Composers Inspiration
The Sound Around: Rautavaara’s Cantus Articus

Einojuhani Rautavaara (ca. 2000)

Einojuhani Rautavaara (ca. 2000)
© Laivakoira2015

Finnish composer Einojuhani Rautavaara (1928-2016) started his studies at the University of Helsinki and the Sibelius Academy before Jean Sibelius recommended that he study at the Juilliard School. There, in addition to his studies with Vincent Persichetti, and at Tanglewood with Roger Sessions and Aaron Copland, he said that he learned about life in living in Manhattan. He graduated from the Sibelius Academy in 1957 and then did further study in composition in Switzerland and Germany. Upon returning to Finland, he spent the rest of his career in Helsinki.

His early works were in a serial style but, in the 1970s, he expanded his influences from Alban Berg and other serialists to include Anton Bruckner, J.S. Bach, and Debussy, softening his style as he explored different avenues of music.

Ruffs at Sunset in Liminka

Ruffs at Sunset in Liminka

In 1972, he was commissioned by the University of Oulu, on Finland’s western coast, to write music for its first doctoral degree ceremony. He chose to focus on the bird life of the region and wrote a “Concerto for Taped Birds and Orchestra.” Finland is home to some 480 confirmed species of bird. Rautavaara explored the marshes of northern Finland and made his own recordings, selecting birds of the Arctic for his sound world.

Rautavaara’s instructions to the orchestra, written in the performance notes in the work were “Think of autumn and of Tchaikovsky.” In the autumn, the birds gather to fly south and in the increasing darkness of the north, cranes, swans gather, preparing for their great migration. Recordings of birds of the bogs of Liminka, in northern Finland, are used in the first movement. This wetlands area is a home to many different kinds of birds.

Einojuhani Rautavaara: Cantus Articus, Op. 61 – I. Suo (The Marsh) (Helsinki Philharmonic Orchestra; Leif Segerstam, cond.)

Shore lark, also known as the horned lark

Shore lark, also known as the horned lark

The second movement, Melankolia (Melacholy). the feeing darkens and the birds and the orchestra create a counterpoint of calling and autumnal light. The bird here is a slowed down recording of the shore lark.

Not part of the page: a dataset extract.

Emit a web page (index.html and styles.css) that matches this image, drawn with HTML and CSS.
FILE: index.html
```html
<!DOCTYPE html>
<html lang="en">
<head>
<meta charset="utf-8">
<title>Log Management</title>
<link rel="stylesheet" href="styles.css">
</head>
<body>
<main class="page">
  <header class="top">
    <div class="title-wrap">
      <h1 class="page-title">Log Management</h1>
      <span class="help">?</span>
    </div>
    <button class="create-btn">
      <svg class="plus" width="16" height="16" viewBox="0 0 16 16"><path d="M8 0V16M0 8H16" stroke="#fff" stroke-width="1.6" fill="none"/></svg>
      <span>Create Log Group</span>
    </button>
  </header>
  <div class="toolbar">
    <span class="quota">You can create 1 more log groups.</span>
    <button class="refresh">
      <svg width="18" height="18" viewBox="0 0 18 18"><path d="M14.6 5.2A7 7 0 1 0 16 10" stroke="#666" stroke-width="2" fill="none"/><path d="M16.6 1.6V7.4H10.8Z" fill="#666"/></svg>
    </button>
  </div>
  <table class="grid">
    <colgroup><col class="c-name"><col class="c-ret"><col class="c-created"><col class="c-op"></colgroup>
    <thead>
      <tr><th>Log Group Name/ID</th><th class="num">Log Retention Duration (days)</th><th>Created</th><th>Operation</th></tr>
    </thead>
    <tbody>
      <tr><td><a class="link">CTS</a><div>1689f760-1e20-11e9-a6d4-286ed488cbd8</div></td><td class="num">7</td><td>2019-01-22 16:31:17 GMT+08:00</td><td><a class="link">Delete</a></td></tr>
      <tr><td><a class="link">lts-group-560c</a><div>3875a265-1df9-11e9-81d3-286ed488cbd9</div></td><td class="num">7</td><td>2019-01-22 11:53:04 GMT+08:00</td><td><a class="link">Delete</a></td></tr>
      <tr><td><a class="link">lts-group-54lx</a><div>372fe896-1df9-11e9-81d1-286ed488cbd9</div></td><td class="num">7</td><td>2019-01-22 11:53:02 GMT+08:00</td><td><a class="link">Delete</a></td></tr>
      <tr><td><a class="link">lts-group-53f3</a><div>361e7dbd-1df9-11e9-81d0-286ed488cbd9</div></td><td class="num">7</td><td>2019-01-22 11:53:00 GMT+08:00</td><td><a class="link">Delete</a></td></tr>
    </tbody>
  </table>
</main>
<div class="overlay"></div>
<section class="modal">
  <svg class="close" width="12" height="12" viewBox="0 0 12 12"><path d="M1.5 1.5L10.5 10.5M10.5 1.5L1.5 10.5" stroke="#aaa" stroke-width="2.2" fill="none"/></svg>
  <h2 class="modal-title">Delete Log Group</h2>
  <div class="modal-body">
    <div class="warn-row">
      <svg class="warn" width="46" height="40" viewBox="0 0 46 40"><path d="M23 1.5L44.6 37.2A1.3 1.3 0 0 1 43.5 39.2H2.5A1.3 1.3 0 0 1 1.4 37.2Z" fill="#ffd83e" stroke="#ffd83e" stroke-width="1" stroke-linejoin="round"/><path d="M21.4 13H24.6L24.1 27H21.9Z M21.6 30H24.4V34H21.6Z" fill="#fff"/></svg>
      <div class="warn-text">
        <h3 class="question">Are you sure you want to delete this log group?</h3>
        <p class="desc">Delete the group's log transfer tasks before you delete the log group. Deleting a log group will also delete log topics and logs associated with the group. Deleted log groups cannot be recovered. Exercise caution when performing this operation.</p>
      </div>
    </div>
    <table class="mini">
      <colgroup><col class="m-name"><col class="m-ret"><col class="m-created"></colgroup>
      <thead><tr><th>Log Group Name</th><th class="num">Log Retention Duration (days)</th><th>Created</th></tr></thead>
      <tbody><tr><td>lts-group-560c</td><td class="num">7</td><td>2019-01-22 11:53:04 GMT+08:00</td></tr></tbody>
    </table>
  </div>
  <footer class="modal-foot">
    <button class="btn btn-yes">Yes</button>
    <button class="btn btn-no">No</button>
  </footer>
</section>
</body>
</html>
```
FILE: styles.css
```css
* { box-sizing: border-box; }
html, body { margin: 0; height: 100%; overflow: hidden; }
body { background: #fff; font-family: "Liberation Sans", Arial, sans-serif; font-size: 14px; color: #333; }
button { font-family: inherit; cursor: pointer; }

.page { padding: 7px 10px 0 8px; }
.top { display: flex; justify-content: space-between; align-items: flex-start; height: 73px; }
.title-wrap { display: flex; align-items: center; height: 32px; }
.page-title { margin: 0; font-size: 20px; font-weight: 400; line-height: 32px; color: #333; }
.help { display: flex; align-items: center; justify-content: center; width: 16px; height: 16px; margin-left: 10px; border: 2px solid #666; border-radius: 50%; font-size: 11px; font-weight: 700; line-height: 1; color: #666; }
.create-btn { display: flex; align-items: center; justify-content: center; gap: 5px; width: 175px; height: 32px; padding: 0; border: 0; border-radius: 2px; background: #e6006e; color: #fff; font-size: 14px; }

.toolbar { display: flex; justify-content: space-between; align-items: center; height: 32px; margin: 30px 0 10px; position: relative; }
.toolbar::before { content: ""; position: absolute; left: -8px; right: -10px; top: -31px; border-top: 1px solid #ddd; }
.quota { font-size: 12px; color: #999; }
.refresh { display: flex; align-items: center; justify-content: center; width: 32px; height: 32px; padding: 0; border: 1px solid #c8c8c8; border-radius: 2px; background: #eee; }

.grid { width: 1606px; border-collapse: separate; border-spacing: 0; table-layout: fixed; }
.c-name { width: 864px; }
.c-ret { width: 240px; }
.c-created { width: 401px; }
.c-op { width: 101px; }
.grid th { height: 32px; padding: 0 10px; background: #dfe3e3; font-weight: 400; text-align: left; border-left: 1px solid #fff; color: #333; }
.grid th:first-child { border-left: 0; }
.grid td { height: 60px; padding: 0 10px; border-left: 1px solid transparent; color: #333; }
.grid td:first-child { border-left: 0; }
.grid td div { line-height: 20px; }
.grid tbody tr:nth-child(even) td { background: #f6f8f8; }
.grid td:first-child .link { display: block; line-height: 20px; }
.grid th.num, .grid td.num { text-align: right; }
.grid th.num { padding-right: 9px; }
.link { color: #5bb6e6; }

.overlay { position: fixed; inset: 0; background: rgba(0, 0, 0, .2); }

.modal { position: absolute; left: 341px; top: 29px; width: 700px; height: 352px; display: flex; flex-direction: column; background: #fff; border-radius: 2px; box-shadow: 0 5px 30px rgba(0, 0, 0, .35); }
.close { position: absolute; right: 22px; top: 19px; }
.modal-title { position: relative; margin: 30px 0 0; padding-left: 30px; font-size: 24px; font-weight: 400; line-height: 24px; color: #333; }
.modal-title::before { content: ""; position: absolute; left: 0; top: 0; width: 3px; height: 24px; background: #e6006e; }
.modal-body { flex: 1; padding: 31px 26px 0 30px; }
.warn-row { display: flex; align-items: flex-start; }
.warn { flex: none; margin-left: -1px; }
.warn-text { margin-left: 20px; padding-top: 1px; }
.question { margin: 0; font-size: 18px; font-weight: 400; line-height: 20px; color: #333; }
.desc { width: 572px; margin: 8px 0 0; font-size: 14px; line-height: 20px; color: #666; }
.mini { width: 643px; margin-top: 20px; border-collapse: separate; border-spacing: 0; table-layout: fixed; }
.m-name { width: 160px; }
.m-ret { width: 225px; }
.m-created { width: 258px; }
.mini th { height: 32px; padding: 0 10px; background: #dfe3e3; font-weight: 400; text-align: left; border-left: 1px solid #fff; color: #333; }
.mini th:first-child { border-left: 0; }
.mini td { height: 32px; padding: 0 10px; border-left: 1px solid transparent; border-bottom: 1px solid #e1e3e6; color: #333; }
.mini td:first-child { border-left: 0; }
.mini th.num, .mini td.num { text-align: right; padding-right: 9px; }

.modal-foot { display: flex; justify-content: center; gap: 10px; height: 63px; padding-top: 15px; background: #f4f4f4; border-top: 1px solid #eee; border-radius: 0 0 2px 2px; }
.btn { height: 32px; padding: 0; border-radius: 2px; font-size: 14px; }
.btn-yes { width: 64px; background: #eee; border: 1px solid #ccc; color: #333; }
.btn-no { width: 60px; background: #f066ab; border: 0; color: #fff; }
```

Einojuhani Rautavaara: Cantus Articus, Op. 61 – II. Melankolia (Melancholy) (Helsinki Philharmonic Orchestra; Leif Segerstam, cond.)

In the third movement, Joutsenet muuttavat (Swans Migrating), the listener is positioned in the middle of the migration. The movement starts with the sound of the swans approaching and then the orchestral sound seems to swirl up to meet it. The swans fade into the distance at the end. The whooper swan in the national bird of Finland.

Einojuhani Rautavaara: Cantus Articus, Op. 61 – III. Joutsenet muuttavat (Swans Migrating) (Helsinki Philharmonic Orchestra; Leif Segerstam, cond.)

Whooper Swan

Whooper Swan

Ottorino Respighi was probably the first to use pre-recorded bird song for his 1924 work The Pines of Rome. Other composers have used bird calls in their work, from nightingales in Handel and Rameau; cuckoos in Beethoven, Delius and Mahler; Messiaen’s Catalogue d’oiseaux or Vaughan WilliamsThe Lark Ascending; and we can’t forget the quacking duck in Prokofiev’s Peter and the Wolf. Rautavaara, however, doesn’t use his bird recordings for sound objects but uses them to put us in the middle of nature – by the third movement, we are flying with the swans. In changing our relationship to the birds through sound, Rautavaara really creates a new kind of music.